How much do you know about the Fair Housing Act (FHA) and how it affects you as a landlord or property investor?
Well, if you don’t know much, you may be putting yourself at risk of being sued for discrimination. So, it is always good to learn about the FHA.
This post covers everything you need to know about the Fair Housing Act, including its:
Read more to find out what you need to know about the housing act.
1. The History of Fair Housing
With over 5 decades in existence, the Fair Housing Act is one of America’s strongest pieces of legislation.
It mainly focuses on fair and equal access to housing; which is arguably a critical necessity in life.
Why were the fair housing laws and regulations necessary?
During the mid-1800s, unfair housing practices were rampant. And as years went by, there was mounting pressure to change this state of affairs.
The pressure, among other things, gave birth to the famous Civil Rights movement of the 1960s. Thereafter, this gave way to the Rumford Fair Housing Act (1963) and the Civil Rights Act (1964).
Eventually, in 1968, the Fair Housing Act was enacted. Barely a week after Martin Luther King Jr.’s assassination.
At that time, the act protected only four classes of people, namely: race, color, national origin, and religion. Later on, sex (1974), disability (1988), and familial status (1988) were added to the list of protected classes.
And just recently, in 2017, a federal judge decreed that sexual orientation and gender identity are also protected classes.
2. A Brief Overview of the Fair Housing Act
Basically, the Fair Housing Act creates a level playing field. It ensures that every American citizen can comfortably and confidently buy or rent a house, in any part of the country and from any class of the society.
In summary, this law protects the federally protected classes:
- National origin
- Familial status
- Sexual orientation (Not yet explicit in the Act)
- Gender identity (Also, not yet explicit)
Generally, discriminating anyone due to any of these protected classes is illegal. It can attract penalties including large fines and/or a jail term.
So, whether you’re selling, renting, or even offering a mortgage loan, you need to avoid being discriminatory by all means.
3. The Goals and Objectives of the Fair Housing Law
The Federal Fair Housing Act aims to deter landlords and property sellers from discriminating against prospective tenants and buyers.
In other words, this housing act outlaws any unfairness or bias when it comes to renting or selling a property.
Broadly speaking, there are many actions or behaviors of landlords/sellers that can be deemed discriminatory.
Some examples include:
- Using different methods or processes to vet prospects
- Refusing to sell, rent or offer mortgage loans to specific people
- Using discriminating statements when communicating with potential tenants or buyers through ads, calls or even face-to-face.
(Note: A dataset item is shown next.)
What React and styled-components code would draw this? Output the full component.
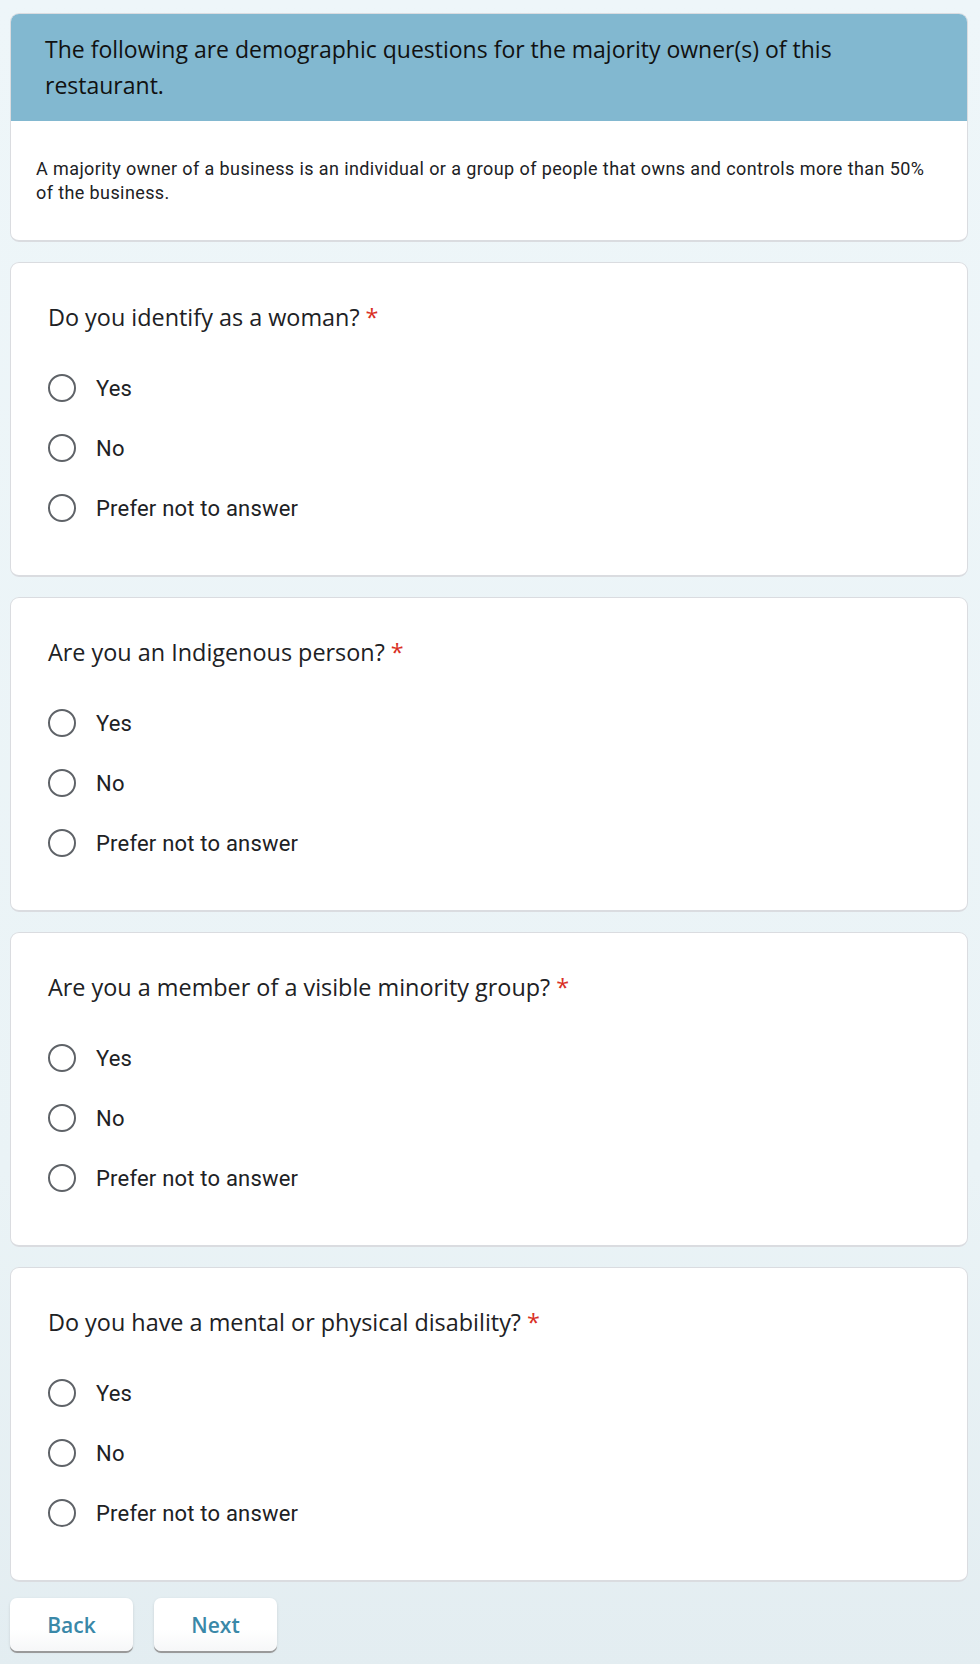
import React from "react";
import styled, { createGlobalStyle } from "styled-components";

const GlobalStyle = createGlobalStyle`
  html, body { margin: 0; padding: 0; }
  body {
    background: linear-gradient(180deg, #eef6f9 0%, #eaf3f6 70%, #e3edf1 100%);
    min-height: 100vh;
    font-family: Roboto, "Liberation Sans", Arial, sans-serif;
  }
`;

const Page = styled.div`
  width: 958px;
  padding: 13px 0 20px 10px;
  display: flex;
  flex-direction: column;
  gap: 20px;
`;

const Card = styled.div`
  background: #fff;
  border: 1px solid #dadce0;
  border-bottom-width: 2px;
  border-radius: 9px;
  overflow: hidden;
`;

const HeaderBand = styled.div`
  background: #82b8d0;
  padding: 18px 100px 18px 35px;
  margin: -1px -1px 0;
  font-family: "Open Sans", Roboto, sans-serif;
  font-size: 23px;
  line-height: 36px;
  color: #111;
`;

const Description = styled.div`
  padding: 36px 25px 35px 25px;
  font-size: 18px;
  line-height: 24px;
  letter-spacing: 0.4px;
  color: #202124;
`;

const QuestionCard = styled(Card)`
  padding: 36px 37px 37px;
`;

const QuestionTitle = styled.div`
  font-family: "Open Sans", Roboto, sans-serif;
  font-size: 23.4px;
  line-height: 36px;
  color: #202124;
  margin-bottom: 23px;
`;

const Required = styled.span`
  color: #d93025;
  margin-left: 6px;
`;

const Options = styled.div`
  display: flex;
  flex-direction: column;
`;

const Option = styled.label`
  display: flex;
  align-items: center;
  height: 60px;
  gap: 20px;
  font-size: 22px;
  color: #202124;
  letter-spacing: 0.2px;
  cursor: pointer;
`;

const Radio = styled.span`
  width: 28px;
  height: 28px;
  box-sizing: border-box;
  border: 2.5px solid #5f6368;
  border-radius: 50%;
  flex-shrink: 0;
`;

const ButtonRow = styled.div`
  display: flex;
  gap: 21px;
  margin-top: -4px;
`;

const NavButton = styled.button`
  width: 123px;
  height: 53px;
  border: none;
  border-radius: 7px;
  background: linear-gradient(180deg, #ffffff 0%, #ffffff 60%, #f6f7f8 100%);
  box-shadow: 0 2px 0 #9a9a9a, 0 1px 3px rgba(0, 0, 0, 0.12);
  color: #3a88a8;
  font-family: "Open Sans", Roboto, sans-serif;
  font-size: 21px;
  font-weight: 600;
  cursor: pointer;
`;

const questions = [
  "Do you identify as a woman?",
  "Are you an Indigenous person?",
  "Are you a member of a visible minority group?",
  "Do you have a mental or physical disability?",
];

const choices = ["Yes", "No", "Prefer not to answer"];

export default function App() {
  return (
    <>
      <GlobalStyle />
      <Page>
        <Card>
          <HeaderBand>
            The following are demographic questions for the majority owner(s) of this restaurant.
          </HeaderBand>
          <Description>
            A majority owner of a business is an individual or a group of people that owns and controls more than 50% of the business.
          </Description>
        </Card>
        {questions.map((q) => (
          <QuestionCard key={q}>
            <QuestionTitle>
              {q}
              <Required>*</Required>
            </QuestionTitle>
            <Options>
              {choices.map((c) => (
                <Option key={c}>
                  <Radio />
                  {c}
                </Option>
              ))}
            </Options>
          </QuestionCard>
        ))}
        <ButtonRow>
          <NavButton>Back</NavButton>
          <NavButton>Next</NavButton>
        </ButtonRow>
      </Page>
    </>
  );
}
- Setting different housing terms and conditions for different tenants
- Lacking uniformity in terms of the amenities you offer different prospects
- Failing to avail mortgage information to specific people
- Using varied requirement to award mortgage loans
- Threatening, interfering with or violating a person’s fair housing rights
Therefore, as a landlord, it is your duty to ensure you learn as much as possible about housing discrimination laws. That way you can protect yourself from unnecessary lawsuits.
So, now that you know about the fair housing protected classes and examples of discrimination, the next question to ask is: Who enforces this law?
Generally, the U.S. Department of Housing and Urban Development – commonly known as HUD – is responsible for ensuring fair and equal practices in the housing sector.
However, if the plaintiff doesn’t have access to a HUD office, they can file a lawsuit in a district court.
Basically, HUD enforces the fair housing act using two techniques:
- Using fair housing testers. These are people hired to act as prospects. They check whether a landlord, seller, or mortgage lender is operating within the Fair Housing Act.
- Investigating discrimination claims. When HUD receives discrimination claims, an investigation is done to determine if the claim has merit. And once they collect enough evidence/proof, they proceed to prosecute.
5. Fair Housing Act Exemptions
There are a few situations where property sellers, landlords, and mortgage lenders are exempted from this law. These are:
- Members-only private organizations and clubs
- Owner-occupied homes with not more than 4 rentable units
- Single-family homes that weren’t sold/rented through brokers.
6. A Few Simple Workarounds
Despite the presence of the Fair Housing Act, landlords, sellers, and mortgage lenders don’t necessarily have to accept everyone.
Well, aside from the protected classes, you can use some qualifications to weed out bad prospects.
Some of them include:
- Having a criminal record
- Uncertain income
- Inability to pay rent
- Bad tenant-landlord history
- Poor credit rating
By basing your tenant screening on these qualifications, you can easily refine your list of applicants down to the best and most-suitable ones.
With this in mind, landlords, property sellers, or mortgage lenders have everything they need to avoid a housing discrimination lawsuit. The most important thing to do is to treat every prospective tenant with dignity, respect, and fairness.
Also, remember that a HUD agent pretending to be a prospect is the last thing you’d expect. But it does happen. Therefore, avoid being discriminatory to be on the safe side. This helps you to build your business’ credibility while avoiding potentially nasty lawsuits.